Gustavo sabe que é Gustavo desde os sete anos. Agora, aos 12, vai ver no papel o que enxerga todo dia no espelho há quase metade da vida. É uma pessoa trans desde a primeira infância e daqui pra frente vai ser assim reconhecido graças à atuação da Defensoria Pública do Ceará (DPCE), que garantiu na justiça o direito dele de ter a certidão de nascimento alterada e em conformidade com o nome e gênero com os quais identifica-se.
Nascido no Crato, cidade do Cariri cearense, ele revelou há cinco anos à família que se enxerga menino. Como, por lei, não há impedimento de menores de 18 anos retificarem o documento, mas sim a obrigatoriedade do aval dos pais e de uma decisão judicial favorável, foi necessário buscar o poder judiciário – que autorizou a mudança junto ao cartório após pedido da Defensoria.
“Para mim, isso é muito importante porque agora eu não vou mais passar por muitas coisas, como por exemplo a chamada na escola [quando se referem a ele pelo nome de nascimento, feminino]. Meus amigos e familiares sempre me apoiaram em tudo. Todos ficaram muito felizes com a minha conquista”, relata Gustavo.
Ele recebeu a nova certidão na última sexta-feira (26/4), em momento surpresa preparado pela família. A mãe dele, Amanda Alencar, recorda que o filho escreveu, anos atrás, um bilhete no qual revelava, nos dizeres de uma criança, não estar bem por ser identificado pelo gênero feminino e, por isso, queria mudar para se sentir melhor. Começou, então, a não usar mais roupas femininas, cortou o cabelo e assumiu a identidade.

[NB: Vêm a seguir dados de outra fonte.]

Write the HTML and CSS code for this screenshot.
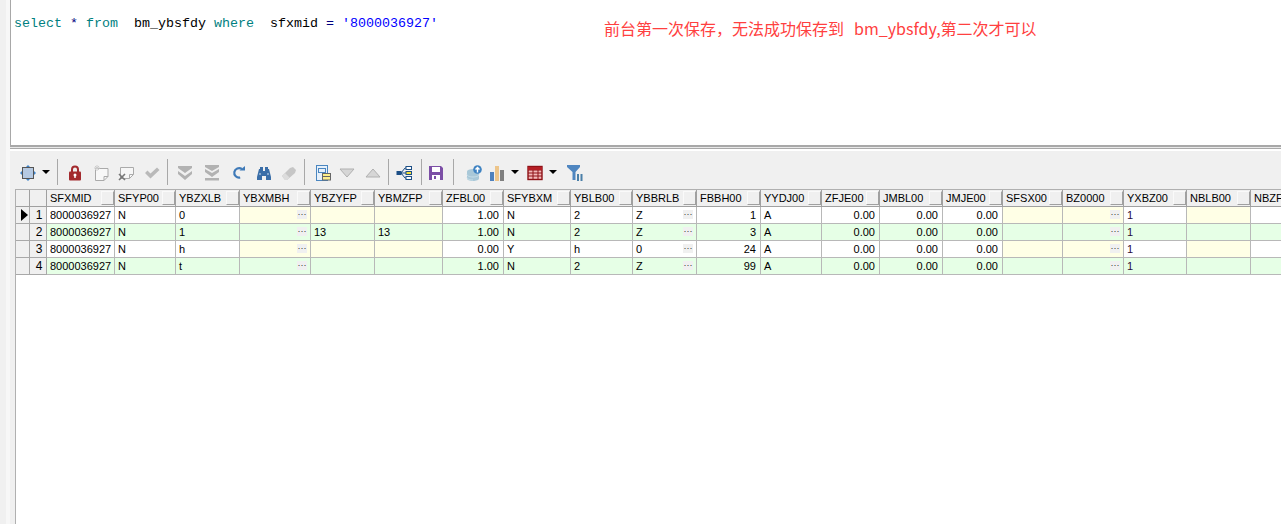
FILE: index.html
```html
<!DOCTYPE html>
<html lang="zh">
<head>
<meta charset="utf-8">
<title>SQL</title>
<link rel="stylesheet" href="styles.css">
</head>
<body>
<div class="app">
  <div class="gutter"></div>
  <div class="main">
    <div class="editor">
      <div class="sql"><span class="kw">select</span> <span class="op">*</span> <span class="kw">from</span>  bm_ybsfdy <span class="kw">where</span>  sfxmid <span class="op">=</span> <span class="str">'8000036927'</span></div>
      <div class="note">前台第一次保存，无法成功保存到  bm_ybsfdy,第二次才可以</div>
    </div>
    <div class="splitter"></div>
    <div class="toolbar">
      <svg class="ic" viewBox="0 0 16 16"><rect x="2.500" y="2.500" width="11" height="11" fill="#b5c9e2" stroke="#555"/><path d="M8 0l2 2H6zM8 16l-2-2h4zM0 8l2-2v4zM16 8l-2 2V6z" fill="#3f83c9"/></svg>
      <span class="caret g6"></span>
      <span class="sep g7"></span>
      <svg class="ic g9" viewBox="0 0 16 16"><path d="M5 7V4.500a3 3 0 0 1 6 0V7" fill="none" stroke="#a32a2e" stroke-width="2"/><rect x="2" y="6.500" width="12" height="9" rx="1" fill="#a32a2e"/><circle cx="8" cy="10" r="1.500" fill="#fff"/><rect x="7.300" y="10" width="1.400" height="3" fill="#fff"/></svg>
      <svg class="ic g10" viewBox="0 0 16 16"><path d="M2.500 3.500h12.500v8l-4 4H2.500z" fill="#f8f8f8" stroke="#aaa"/><path d="M11 15.500v-4h4" fill="none" stroke="#aaa"/><path d="M4 0v6M1 3h6M2 1l4 4M6 1L2 5" stroke="#ccc"/></svg>
      <svg class="ic g9" viewBox="0 0 16 16"><path d="M2.500 2.500h13v7l-4 4h-9z" fill="#f6f6f6" stroke="#aaa"/><path d="M11.500 13.500v-4h4" fill="none" stroke="#aaa"/><path d="M1 9l6 6M7 9l-6 6" stroke="#777" stroke-width="1.600"/></svg>
      <svg class="ic g10" viewBox="0 0 16 16"><path d="M1 8l2.500-2.500L6.500 8.500 13 2.500 15.500 5 6.500 13.500z" fill="#b9b9b9"/></svg>
      <span class="sep g7"></span>
      <svg class="ic g9" viewBox="0 0 16 16"><path d="M1 1h14v2L8 8 1 3zM1 6l7 5 7-5v3l-7 6-7-6z" fill="#b2b2b2"/></svg>
      <svg class="ic g11" viewBox="0 0 16 16"><path d="M1 0h14v2L8 6 1 2zM1 4l7 4 7-4v3l-7 5-7-5z" fill="#b2b2b2"/><rect x="1" y="13" width="14" height="2.500" fill="#b2b2b2"/></svg>
      <svg class="ic g10" viewBox="0 0 16 16"><path d="M13 5.500A4.800 4.800 0 1 0 8.500 13" fill="none" stroke="#3f7ab8" stroke-width="2.200" transform="rotate(-20 8 8)"/><path d="M9.500 5.500h5.500V1z" fill="#3f7ab8"/></svg>
      <svg class="ic g10" viewBox="0 0 16 16"><path d="M3 4h4v2h2V4h4l2 8v3h-5v-4H6v4H1v-3z" fill="#3a6ea8"/><rect x="4" y="2" width="3" height="2" fill="#3a6ea8"/><rect x="9" y="2" width="3" height="2" fill="#3a6ea8"/><path d="M3 9h2M11 9h2" stroke="#cfe0f2"/></svg>
      <svg class="ic g9" viewBox="0 0 16 16"><path d="M1 11l8-8 3-1 3 3-1 3-8 7H4z" fill="#c6c6c6"/><path d="M1 11l3-3 4.500 4.500L6 15H4z" fill="#dcdcdc"/></svg>
      <span class="sep g7"></span>
      <svg class="ic g10" viewBox="0 0 16 16"><rect x="1.500" y="0.500" width="11" height="15" fill="#e6f0fa" stroke="#4a86c0"/><rect x="3.500" y="3.500" width="7" height="4" fill="none" stroke="#4a86c0"/><rect x="7.500" y="8.500" width="8" height="6.500" fill="#ffef8a" stroke="#666"/><path d="M8 11.500h7" stroke="#666"/></svg>
      <svg class="ic g8" viewBox="0 0 16 16"><path d="M1 4h14L8 12z" fill="#d6d6d6" stroke="#b0b0b0"/></svg>
      <svg class="ic g10" viewBox="0 0 16 16"><path d="M1 12h14L8 4z" fill="#d6d6d6" stroke="#b0b0b0"/></svg>
      <span class="sep g7"></span>
      <svg class="ic g7" viewBox="0 0 16 16"><path d="M5 8l4-5h2M5 8h6M5 8l4 5h2" fill="none" stroke="#1c4f86"/><rect x="0.500" y="6" width="5" height="4" fill="#1c4f86"/><rect x="10" y="1.500" width="5.500" height="3" fill="#fff" stroke="#1c4f86"/><rect x="10" y="6.500" width="5.500" height="3" fill="#f6e23a" stroke="#1c4f86"/><rect x="10" y="11.500" width="5.500" height="3" fill="#fff" stroke="#1c4f86"/></svg>
      <span class="sep g9"></span>
      <svg class="ic g6" viewBox="0 0 16 16"><path d="M1 1h12l2 2v12H1z" fill="#7c4fa6"/><rect x="4" y="2" width="8" height="5" fill="#fff"/><rect x="4" y="10" width="8" height="5" fill="#fff"/><rect x="6" y="11" width="2" height="3" fill="#7c4fa6"/></svg>
      <span class="sep g9"></span>
      <svg class="ic g12" viewBox="0 0 16 16"><ellipse cx="7" cy="6.500" rx="6" ry="2.500" fill="#a9c8d8"/><path d="M1 6.500v7c0 1.400 2.700 2.500 6 2.500s6-1.100 6-2.500v-7z" fill="#a9c8d8"/><path d="M1 9.500c0 1.400 2.700 2.500 6 2.500s6-1.100 6-2.500M1 12.500c0 1.400 2.700 2.500 6 2.500" fill="none" stroke="#c9dfe9"/><circle cx="11.500" cy="4.500" r="4.300" fill="#3f83c2"/><path d="M11.500 7.500V3M9.500 4.500l2-2 2 2" fill="none" stroke="#fff" stroke-width="1.400"/></svg>
      <svg class="ic g7" viewBox="0 0 16 16"><rect x="1" y="7" width="4" height="9" fill="#4f81bd"/><rect x="6" y="1" width="4" height="15" fill="#edc58a"/><rect x="11" y="5" width="4" height="11" fill="#7f7f7f"/></svg>
      <span class="caret g6"></span>
      <svg class="ic g8" viewBox="0 0 16 16"><rect x="1" y="1.500" width="14" height="13" fill="#f3b9b9" stroke="#8e1116" stroke-width="1.400"/><path d="M1 5h14M1 8h14M1 11h14M6 5v9.500M11 5v9.500" stroke="#8e1116"/><rect x="1" y="2" width="14" height="3" fill="#b51e24"/></svg>
      <span class="caret g6"></span>
      <svg class="ic g10" viewBox="0 0 16 16"><path d="M0 0h13v2L8.500 7v8h-3V7L0 2z" fill="#4f86c0"/><rect x="10" y="9" width="2" height="7" fill="#4a7fa8"/><rect x="13.500" y="9" width="2" height="7" fill="#4a7fa8"/></svg>
    </div>
    <div class="results">
      <div class="grid">
        <div class="row head">
          <div class="c fix"></div><div class="c fix"></div>
          <div class="c h">SFXMID<i class="sb"></i></div><div class="c h">SFYP00<i class="sb"></i></div><div class="c h">YBZXLB<i class="sb"></i></div><div class="c h">YBXMBH<i class="sb"></i></div><div class="c h">YBZYFP<i class="sb"></i></div><div class="c h">YBMZFP<i class="sb"></i></div><div class="c h">ZFBL00<i class="sb"></i></div><div class="c h">SFYBXM<i class="sb"></i></div><div class="c h">YBLB00<i class="sb"></i></div><div class="c h">YBBRLB<i class="sb"></i></div><div class="c h">FBBH00<i class="sb"></i></div><div class="c h">YYDJ00<i class="sb"></i></div><div class="c h">ZFJE00<i class="sb"></i></div><div class="c h">JMBL00<i class="sb"></i></div><div class="c h">JMJE00<i class="sb"></i></div><div class="c h">SFSX00<i class="sb"></i></div><div class="c h">BZ0000<i class="sb"></i></div><div class="c h">YXBZ00<i class="sb"></i></div><div class="c h">NBLB00<i class="sb"></i></div><div class="c h">NBZFP</div>
        </div>
        <div class="row">
          <div class="c fix"><span class="arrow"></span></div><div class="c fix num">1</div>
          <div class="c">8000036927</div><div class="c">N</div><div class="c">0</div><div class="c y"><b class="dots">···</b></div><div class="c y"></div><div class="c y"></div><div class="c r">1.00</div><div class="c">N</div><div class="c">2</div><div class="c">Z<b class="dots">···</b></div><div class="c r">1</div><div class="c">A</div><div class="c r">0.00</div><div class="c r">0.00</div><div class="c r">0.00</div><div class="c y"></div><div class="c y"><b class="dots">···</b></div><div class="c p">1</div><div class="c y"></div><div class="c"></div>
        </div>
        <div class="row even">
          <div class="c fix"></div><div class="c fix num">2</div>
          <div class="c">8000036927</div><div class="c">N</div><div class="c">1</div><div class="c"><b class="dots">···</b></div><div class="c">13</div><div class="c">13</div><div class="c r">1.00</div><div class="c">N</div><div class="c">2</div><div class="c">Z<b class="dots">···</b></div><div class="c r">3</div><div class="c">A</div><div class="c r">0.00</div><div class="c r">0.00</div><div class="c r">0.00</div><div class="c"></div><div class="c"><b class="dots">···</b></div><div class="c p">1</div><div class="c"></div><div class="c"></div>
        </div>
        <div class="row">
          <div class="c fix"></div><div class="c fix num">3</div>
          <div class="c">8000036927</div><div class="c">N</div><div class="c">h</div><div class="c y"><b class="dots">···</b></div><div class="c y"></div><div class="c y"></div><div class="c r">0.00</div><div class="c">Y</div><div class="c">h</div><div class="c">0<b class="dots">···</b></div><div class="c r">24</div><div class="c">A</div><div class="c r">0.00</div><div class="c r">0.00</div><div class="c r">0.00</div><div class="c y"></div><div class="c y"><b class="dots">···</b></div><div class="c p">1</div><div class="c y"></div><div class="c"></div>
        </div>
        <div class="row even">
          <div class="c fix"></div><div class="c fix num">4</div>
          <div class="c">8000036927</div><div class="c">N</div><div class="c">t</div><div class="c"><b class="dots">···</b></div><div class="c"></div><div class="c"></div><div class="c r">1.00</div><div class="c">N</div><div class="c">2</div><div class="c">Z<b class="dots">···</b></div><div class="c r">99</div><div class="c">A</div><div class="c r">0.00</div><div class="c r">0.00</div><div class="c r">0.00</div><div class="c"></div><div class="c"><b class="dots">···</b></div><div class="c p">1</div><div class="c"></div><div class="c"></div>
        </div>
      </div>
    </div>
  </div>
</div>
</body>
</html>
```
FILE: styles.css
```css
* { box-sizing: border-box; }
html, body { margin: 0; height: 100%; overflow: hidden; background: #fff; }
.app { display: flex; height: 524px; width: 1281px; overflow: hidden; }
.gutter { width: 10px; flex: none; background: linear-gradient(to right, #f0f0f0 6px, #f7f7f7 6px); }
.main { flex: 1; min-width: 0; display: flex; flex-direction: column; }

.editor { height: 145px; flex: none; display: flex; align-items: flex-start; border-left: 1px solid #a8a8a8; padding-left: 3px; background: #fff; }
.sql { margin-top: 16px; font: 13.33px/16px "Liberation Mono", monospace; white-space: pre; color: #000; }
.kw { color: #008080; }
.op { color: #000080; }
.str { color: #0000ff; }
.note { margin: 20px 0 0 166px; font: 16px/16px "Noto Sans CJK SC", sans-serif; word-spacing: 1.500px; white-space: pre; color: #ff4040; }

.splitter { height: 6px; flex: none; background: #fff; border-top: 2px solid #a8a8a8; box-shadow: inset 0 1px 0 #e8e8e8; }
.splitter::after { content: ""; display: block; height: 1px; margin-top: 1px; background: #a8a8a8; }

.toolbar { height: 38px; flex: none; display: flex; align-items: center; padding: 8px 0 4px 10px; background: #f0f0f0; }
.ic { width: 16px; height: 16px; flex: none; display: block; position: relative; top: 1px; }
.caret { width: 0; height: 0; flex: none; border: 4px solid transparent; border-top-color: #000; border-bottom-width: 0; }
.sep { width: 1px; height: 26px; flex: none; background: #a8a8a8; }
.g6 { margin-left: 6px; }
.g7 { margin-left: 7px; }
.g8 { margin-left: 8px; }
.g9 { margin-left: 9px; }
.g10 { margin-left: 10px; }
.g11 { margin-left: 11px; }
.g12 { margin-left: 12px; }

.results { flex: 1; min-height: 0; background: #f0f0f0; padding-left: 5px; overflow: hidden; }
.grid { height: 100%; width: 1400px; display: grid; grid-template-columns: 14px 17px 68px 61px 64px 71px 64px 68px 61px 67px 62px 64px 64px 61px 58px 63px 60px 60px 61px 63px 64px 80px; grid-auto-rows: 17px; align-content: start; background: #fff; border-top: 1px solid #b0b0b0; border-left: 1px solid #b0b0b0; font: 11px/16px "Liberation Sans", sans-serif; color: #000; }
.row { display: contents; }
.c { display: flex; align-items: center; min-width: 0; padding: 0 3px; white-space: nowrap; background: #fff; border-right: 1px solid #b8b8b8; border-bottom: 1px solid #b8b8b8; }
.even .c { background: #e6ffe6; }
.row .y { background: #ffffe6; }
.row .fix { background: #f0f0f0; border-color: #a8a8a8; }
.row .num { justify-content: center; padding: 0 0 0 2px; font-size: 12px; }
.head .c { background: #f0f0f0; border-color: #a0a0a0; }
.h { justify-content: space-between; padding-right: 0; }
.sb { width: 13px; height: 14px; flex: none; border: 1px solid; border-color: #fafafa #a0a0a0 #a0a0a0 #fafafa; }
.r { justify-content: flex-end; padding-right: 4px; }
.p { color: #2a0a38; }
.dots { margin-left: auto; width: 10px; height: 9px; align-self: flex-start; margin-top: 3px; background: #f0f0f0; color: #333; font: 9px/8px "Liberation Sans", sans-serif; text-align: center; }
.arrow { width: 0; height: 0; margin-left: 2px; border-style: solid; border-width: 6px 0 6px 7px; border-color: transparent transparent transparent #000; }
```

Ela classifica como “muito importante” o garoto ter se encontrado consigo mesmo. “Nunca tive preconceito com nada e nem ninguém. Eu e o pai dele sempre apoiamos e vamos continuar apoiando. Ele hoje vive bem. Não tem mais crises de ansiedade, não passa mal nos lugares por conta do constrangimento. Já fui muito julgada por conta disso, mas sempre busquei o melhor para o meu filho”, afirma.
Supervisora do Núcleo de Direitos Humanos e Ações Coletivas (NDHAC) da DPCE, a defensora Mariana Lobo atuou no caso. “A Constituição Federal garante que a identidade de gênero é um direito fundamental e que para ela ser legitimada basta a autodeclaração. A possibilidade de você ter nos seus documentos refletidos o gênero com o qual você se identifica é uma questão de dignidade”, argumenta.
Já o assessor de políticas LGBTs da Prefeitura do Crato, André Lacerda Barros Filho, participou do caso como uma das testemunhas ouvidas pelo juiz. “A retificação é muito importante, principalmente para evitar constrangimentos pelo uso de um nome que não se refere à identidade do gênero da pessoa. Participar desse momento foi algo muito significativo, porque você constrói e fortalece as políticas públicas para uma população que já é tão vulnerável, além de garantir o direito dela de existir no mundo”.